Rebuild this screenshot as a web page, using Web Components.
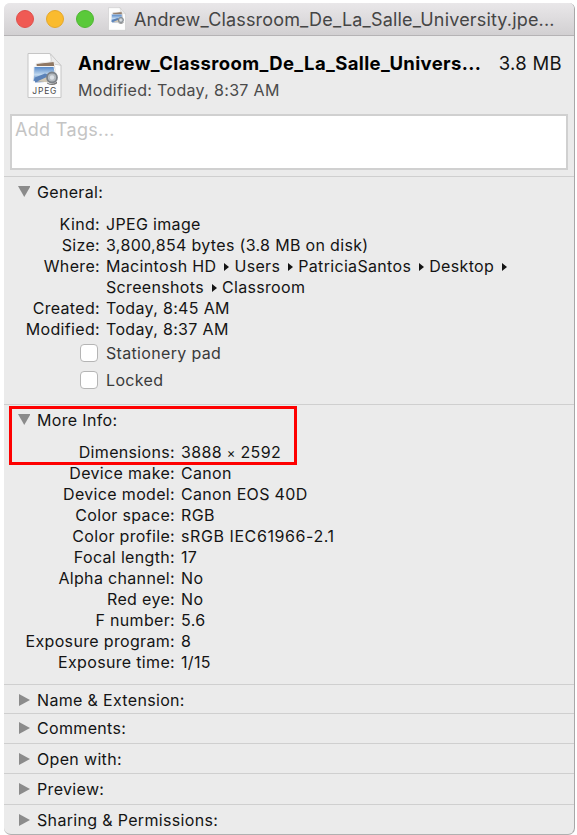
<!DOCTYPE html>
<html lang="en">
<head>
<meta charset="utf-8">
<title>File Info</title>
<style>
  body {
    margin: 0;
    background: #fff;
    font-family: Inter, "Liberation Sans", sans-serif;
    font-size: 16px;
    letter-spacing: 0.33px;
    color: #141414;
  }
  small { font-size: 13px; line-height: 0; }
</style>
</head>
<body>
<info-window>
  <title-bar slot="title">Andrew_Classroom_De_La_Salle_University.jpe...</title-bar>
  <file-header name="Andrew_Classroom_De_La_Salle_Univers..." size="3.8 MB">Modified: Today, 8:37 AM</file-header>
  <tag-field>Add Tags...</tag-field>

  <info-section label="General:" open style="height: 228px; --label-width: 96px">
    <info-row label="Kind:">JPEG image</info-row>
    <info-row label="Size:">3,800,854 bytes (3.8 MB on disk)</info-row>
    <info-row label="Where:">Macintosh HD<path-arrow></path-arrow>Users<path-arrow></path-arrow>PatriciaSantos<path-arrow></path-arrow>Desktop<path-arrow></path-arrow><br>Screenshots<path-arrow></path-arrow>Classroom</info-row>
    <info-row label="Created:">Today, 8:45 AM</info-row>
    <info-row label="Modified:">Today, 8:37 AM</info-row>
    <check-row>Stationery pad</check-row>
    <check-row>Locked</check-row>
  </info-section>

  <info-section label="More Info:" open marked style="height: 280px; --label-width: 171px">
    <info-row label="Dimensions:">3888 <small>×</small> 2592</info-row>
    <info-row label="Device make:">Canon</info-row>
    <info-row label="Device model:">Canon EOS 40D</info-row>
    <info-row label="Color space:">RGB</info-row>
    <info-row label="Color profile:" style="--value-spacing: 0.58px">sRGB IEC61966-2.1</info-row>
    <info-row label="Focal length:">17</info-row>
    <info-row label="Alpha channel:">No</info-row>
    <info-row label="Red eye:">No</info-row>
    <info-row label="F number:">5.6</info-row>
    <info-row label="Exposure program:">8</info-row>
    <info-row label="Exposure time:">1/15</info-row>
  </info-section>

  <info-section label="Name &amp; Extension:" style="height: 29px"></info-section>
  <info-section label="Comments:" style="--head-height: 28px"></info-section>
  <info-section label="Open with:"></info-section>
  <info-section label="Preview:" style="height: 31px"></info-section>
  <info-section label="Sharing &amp; Permissions:" style="--head-height: 29px"></info-section>
</info-window>

<script>
class InfoWindow extends HTMLElement {
  connectedCallback() {
    this.attachShadow({ mode: 'open' }).innerHTML = `
      <style>
        :host {
          display: block;
          box-sizing: border-box;
          width: 571px;
          height: 832px;
          margin: 3px 0 0 4px;
          overflow: hidden;
          background: #ebebeb;
          border-right: 1px solid #a8a8a8;
          border-bottom: 1px solid #b0b0b0;
          border-radius: 6px 6px 7px 7px;
        }
      </style>
      <slot name="title"></slot>
      <slot></slot>
    `;
  }
}

class TitleBar extends HTMLElement {
  connectedCallback() {
    this.attachShadow({ mode: 'open' }).innerHTML = `
      <style>
        :host {
          display: flex;
          align-items: center;
          box-sizing: border-box;
          height: 33px;
          padding-left: 12px;
          background: linear-gradient(#e9e7e9, #d2d0d2);
          border-bottom: 1px solid #b5b3b5;
          color: #454545;
          font-size: 18px;
          letter-spacing: 0.17px;
          white-space: nowrap;
        }
        i {
          box-sizing: border-box;
          width: 18px;
          height: 18px;
          margin-right: 12px;
          border-radius: 50%;
          background: #f05a54;
          border: 1px solid #e04f4b;
        }
        .min { background: #fabb2e; border-color: #e5a72a; }
        .max { background: #5ac93a; border-color: #4eb732; }
        doc-icon { width: 18px; height: 24px; margin: 0 8px 0 2px; }
      </style>
      <i></i><i class="min"></i><i class="max"></i>
      <doc-icon plain></doc-icon>
      <span><slot></slot></span>
    `;
  }
}

class DocIcon extends HTMLElement {
  connectedCallback() {
    const caption = this.hasAttribute('plain') ? '' :
      '<text x="17.8" y="41" text-anchor="middle" font-size="8.5" letter-spacing="0.8" fill="#4a4a4a">JPEG</text>';
    this.attachShadow({ mode: 'open' }).innerHTML = `
      <style>
        :host { display: block; flex: none; }
        svg { display: block; width: 100%; height: 100%; overflow: visible; }
      </style>
      <svg viewBox="0 0 35 46">
        <defs>
          <linearGradient id="sky" x2="0" y2="1">
            <stop offset="0" stop-color="#4f83c6"/>
            <stop offset=".55" stop-color="#c3daf0"/>
            <stop offset="1" stop-color="#2f65ad"/>
          </linearGradient>
        </defs>
        <path d="M1 1H23L34 13V45H1Z" fill="#fdfdfd" stroke="#c5c5c5"/>
        <path d="M23 1C24.500 5 24.500 9 23.500 12C27 11.500 31 12 34 13Z" fill="#ececec" stroke="#c9c9c9" stroke-width=".8"/>
        <path d="M9 11L27 9L29 22L10 23Z" fill="#8f7763" stroke="#eee"/>
        <path d="M7 14L27 14L29 26L6 29Z" fill="url(#sky)" stroke="#f5f5f5"/>
        <path d="M8 25L18 21L27 24L28 29L8 30Z" fill="#5b82b8"/>
        <path d="M10 29L23 23L25 30Z" fill="#d1c7b4"/>
        <circle cx="25" cy="25" r="5" fill="#b4babf" stroke="#7c8288" stroke-width="1.800"/>
        <circle cx="25" cy="25" r="2.200" fill="#dbe0e5"/>
        <path d="M20 30Q25 33 30 29L30 31Q25 34 20 31Z" fill="#777"/>
        ${caption}
      </svg>
    `;
  }
}

class FileHeader extends HTMLElement {
  connectedCallback() {
    this.attachShadow({ mode: 'open' }).innerHTML = `
      <style>
        :host {
          display: flex;
          box-sizing: border-box;
          height: 78px;
          padding: 16px 12px 0 23px;
          white-space: nowrap;
        }
        doc-icon { width: 35px; height: 47px; margin-right: 16px; }
        .text { flex: 1; }
        .top {
          display: flex;
          justify-content: space-between;
          height: 23px;
          line-height: 22px;
          font-size: 18.5px;
        }
        b { color: #000; letter-spacing: 0.37px; }
        .size { letter-spacing: 0.3px; }
        .sub { padding-top: 3px; line-height: 24px; color: #4a4a4a; }
      </style>
      <doc-icon></doc-icon>
      <div class="text">
        <div class="top"><b>${this.getAttribute('name')}</b><span class="size">${this.getAttribute('size')}</span></div>
        <div class="sub"><slot></slot></div>
      </div>
    `;
  }
}

class TagField extends HTMLElement {
  connectedCallback() {
    this.attachShadow({ mode: 'open' }).innerHTML = `
      <style>
        :host {
          display: block;
          box-sizing: border-box;
          width: 558px;
          height: 56px;
          margin: 0 0 6px 6px;
          padding: 2px 3px;
          border: 2px solid #d0d0d0;
          background: #fff;
          color: #c4c4c4;
          font-size: 18px;
          line-height: 24px;
        }
      </style>
      <slot></slot>
    `;
  }
}

class InfoSection extends HTMLElement {
  connectedCallback() {
    const open = this.hasAttribute('open');
    this.attachShadow({ mode: 'open' }).innerHTML = `
      <style>
        :host {
          display: block;
          position: relative;
          box-sizing: border-box;
          height: 30px;
          border-top: 1px solid #cfcfcf;
        }
        .head {
          display: flex;
          align-items: center;
          height: var(--head-height, 30px);
          padding-left: 14px;
          white-space: nowrap;
        }
        svg { width: 12px; height: 12px; margin-right: 7px; fill: #8b8b8b; }
        .body { padding-top: 7px; }
        .mark {
          position: absolute;
          left: 5px;
          top: 1px;
          width: 282px;
          height: 53px;
          border: 3px solid #fe0000;
        }
      </style>
      <div class="head">
        <svg viewBox="0 0 12 12"><path d="${open ? 'M0 0H12.500L6.250 11Z' : 'M1 0L12 6L1 12Z'}"/></svg>
        <span>${this.getAttribute('label').replace('&', '&amp;')}</span>
      </div>
      ${open ? '<div class="body"><slot></slot></div>' : ''}
      ${this.hasAttribute('marked') ? '<div class="mark"></div>' : ''}
    `;
  }
}

class InfoRow extends HTMLElement {
  connectedCallback() {
    this.attachShadow({ mode: 'open' }).innerHTML = `
      <style>
        :host {
          display: grid;
          grid-template-columns: var(--label-width) 1fr;
          column-gap: 6px;
          line-height: 21px;
          white-space: nowrap;
        }
        .label { text-align: right; }
        .value { letter-spacing: var(--value-spacing, inherit); }
      </style>
      <div class="label">${this.getAttribute('label')}</div>
      <div class="value"><slot></slot></div>
    `;
  }
}

class PathArrow extends HTMLElement {
  connectedCallback() {
    this.attachShadow({ mode: 'open' }).innerHTML = `
      <style>
        :host { display: inline-block; width: 5px; margin: 0 5px 0 8px; }
        svg { display: block; width: 5px; height: 8px; margin-bottom: 1px; }
      </style>
      <svg viewBox="0 0 5 8"><path d="M0 0L5 4L0 8Z" fill="#141414"/></svg>
    `;
  }
}

class CheckRow extends HTMLElement {
  connectedCallback() {
    this.attachShadow({ mode: 'open' }).innerHTML = `
      <style>
        :host {
          display: flex;
          align-items: center;
          height: 27px;
          margin-top: -1px;
          margin-bottom: 1px;
          padding-left: 76px;
          color: #3a3a3a;
        }
        i {
          box-sizing: border-box;
          width: 18px;
          height: 18px;
          margin-right: 8px;
          border: 1px solid #b5b5b5;
          border-radius: 4px;
          background: #fff;
        }
      </style>
      <i></i><span><slot></slot></span>
    `;
  }
}

customElements.define('info-window', InfoWindow);
customElements.define('title-bar', TitleBar);
customElements.define('doc-icon', DocIcon);
customElements.define('file-header', FileHeader);
customElements.define('tag-field', TagField);
customElements.define('info-section', InfoSection);
customElements.define('info-row', InfoRow);
customElements.define('path-arrow', PathArrow);
customElements.define('check-row', CheckRow);
</script>
</body>
</html>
-------
# WORK TO BE COMPLETED
Reproduce only the lines from the beginning of the data through the line that contains "<tag-field>Add Tags...</tag-field>", both included, and please drop the pictures.

# WRITTEN SOLUTION
Rebuild this screenshot as a web page, using Web Components.
<!DOCTYPE html>
<html lang="en">
<head>
<meta charset="utf-8">
<title>File Info</title>
<style>
  body {
    margin: 0;
    background: #fff;
    font-family: Inter, "Liberation Sans", sans-serif;
    font-size: 16px;
    letter-spacing: 0.33px;
    color: #141414;
  }
  small { font-size: 13px; line-height: 0; }
</style>
</head>
<body>
<info-window>
  <title-bar slot="title">Andrew_Classroom_De_La_Salle_University.jpe...</title-bar>
  <file-header name="Andrew_Classroom_De_La_Salle_Univers..." size="3.8 MB">Modified: Today, 8:37 AM</file-header>
  <tag-field>Add Tags...</tag-field>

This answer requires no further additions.